Task prompt |
Working from the top of the listing below, retype each line through the line containing "const cols = 'grid", both included, with no pictures.
--- Available data ---
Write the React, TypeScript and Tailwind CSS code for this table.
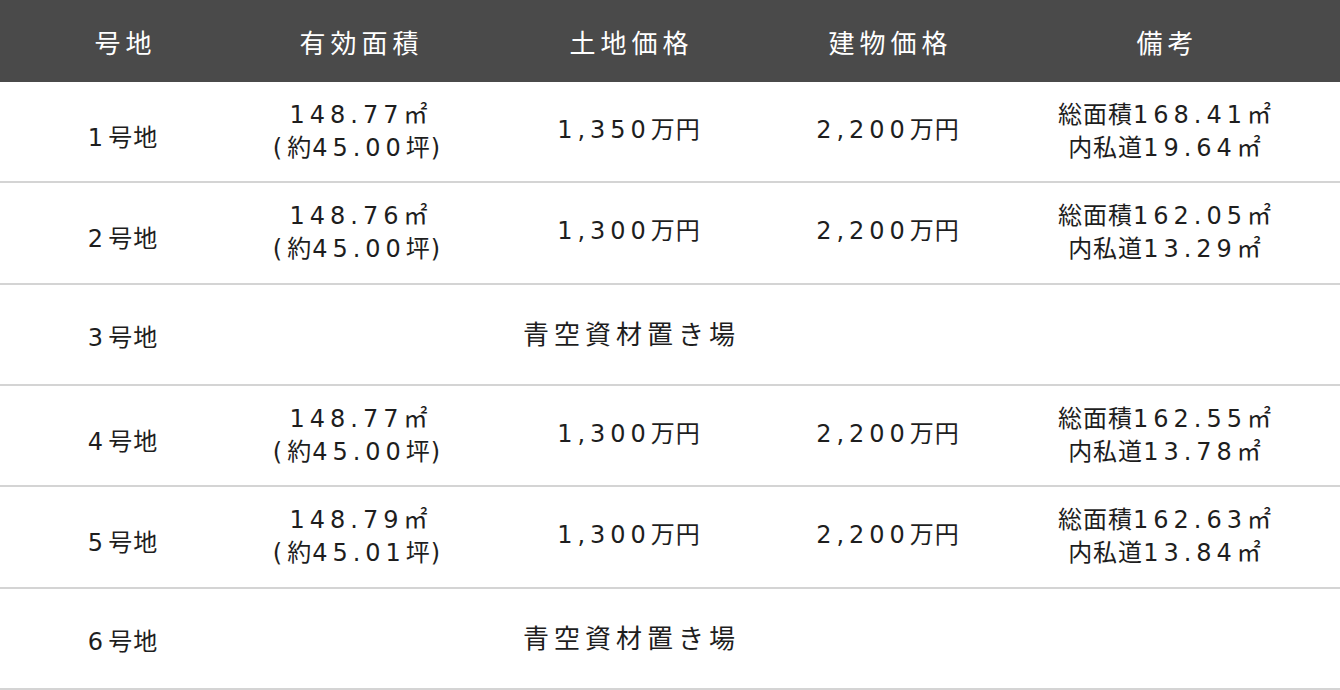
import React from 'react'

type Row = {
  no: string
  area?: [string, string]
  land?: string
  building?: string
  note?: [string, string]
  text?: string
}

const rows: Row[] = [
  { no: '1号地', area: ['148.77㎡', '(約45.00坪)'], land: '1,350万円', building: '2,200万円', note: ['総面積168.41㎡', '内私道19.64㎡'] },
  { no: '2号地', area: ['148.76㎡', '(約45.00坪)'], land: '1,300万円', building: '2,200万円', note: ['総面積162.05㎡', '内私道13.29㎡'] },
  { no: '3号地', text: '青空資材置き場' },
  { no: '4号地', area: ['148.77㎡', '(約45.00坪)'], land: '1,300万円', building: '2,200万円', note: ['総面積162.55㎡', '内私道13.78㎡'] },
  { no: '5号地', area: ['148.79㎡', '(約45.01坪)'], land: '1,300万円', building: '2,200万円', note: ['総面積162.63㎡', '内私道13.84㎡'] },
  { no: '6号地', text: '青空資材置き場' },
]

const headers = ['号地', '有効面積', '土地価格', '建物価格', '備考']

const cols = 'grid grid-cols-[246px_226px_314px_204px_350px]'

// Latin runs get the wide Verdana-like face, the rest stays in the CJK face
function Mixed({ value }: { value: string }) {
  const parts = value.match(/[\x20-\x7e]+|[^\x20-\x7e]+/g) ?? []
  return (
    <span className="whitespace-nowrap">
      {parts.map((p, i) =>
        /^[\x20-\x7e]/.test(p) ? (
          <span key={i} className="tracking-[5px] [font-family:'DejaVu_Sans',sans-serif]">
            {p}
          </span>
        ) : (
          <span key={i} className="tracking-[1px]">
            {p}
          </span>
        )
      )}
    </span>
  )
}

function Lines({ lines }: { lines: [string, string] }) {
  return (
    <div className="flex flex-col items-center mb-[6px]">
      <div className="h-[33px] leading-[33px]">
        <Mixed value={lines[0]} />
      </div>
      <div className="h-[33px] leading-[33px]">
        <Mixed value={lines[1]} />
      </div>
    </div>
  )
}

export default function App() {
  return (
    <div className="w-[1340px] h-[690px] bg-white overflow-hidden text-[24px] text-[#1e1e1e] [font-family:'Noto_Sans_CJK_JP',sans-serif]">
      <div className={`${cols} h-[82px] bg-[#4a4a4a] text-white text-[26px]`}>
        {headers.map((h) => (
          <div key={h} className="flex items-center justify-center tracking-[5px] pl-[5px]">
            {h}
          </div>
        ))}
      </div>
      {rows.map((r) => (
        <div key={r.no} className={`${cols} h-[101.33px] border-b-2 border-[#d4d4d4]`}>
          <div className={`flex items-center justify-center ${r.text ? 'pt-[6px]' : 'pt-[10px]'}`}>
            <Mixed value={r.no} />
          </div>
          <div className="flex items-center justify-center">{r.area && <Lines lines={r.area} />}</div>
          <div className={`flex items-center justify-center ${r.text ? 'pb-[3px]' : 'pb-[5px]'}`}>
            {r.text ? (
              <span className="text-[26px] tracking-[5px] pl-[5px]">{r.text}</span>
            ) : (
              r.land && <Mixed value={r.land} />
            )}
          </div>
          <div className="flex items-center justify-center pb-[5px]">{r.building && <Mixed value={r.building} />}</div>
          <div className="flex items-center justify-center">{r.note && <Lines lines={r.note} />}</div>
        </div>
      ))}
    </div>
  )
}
---
Result for this task |
Write the React, TypeScript and Tailwind CSS code for this table.
import React from 'react'

type Row = {
  no: string
  area?: [string, string]
  land?: string
  building?: string
  note?: [string, string]
  text?: string
}

const rows: Row[] = [
  { no: '1号地', area: ['148.77㎡', '(約45.00坪)'], land: '1,350万円', building: '2,200万円', note: ['総面積168.41㎡', '内私道19.64㎡'] },
  { no: '2号地', area: ['148.76㎡', '(約45.00坪)'], land: '1,300万円', building: '2,200万円', note: ['総面積162.05㎡', '内私道13.29㎡'] },
  { no: '3号地', text: '青空資材置き場' },
  { no: '4号地', area: ['148.77㎡', '(約45.00坪)'], land: '1,300万円', building: '2,200万円', note: ['総面積162.55㎡', '内私道13.78㎡'] },
  { no: '5号地', area: ['148.79㎡', '(約45.01坪)'], land: '1,300万円', building: '2,200万円', note: ['総面積162.63㎡', '内私道13.84㎡'] },
  { no: '6号地', text: '青空資材置き場' },
]

const headers = ['号地', '有効面積', '土地価格', '建物価格', '備考']

const cols = 'grid grid-cols-[246px_226px_314px_204px_350px]'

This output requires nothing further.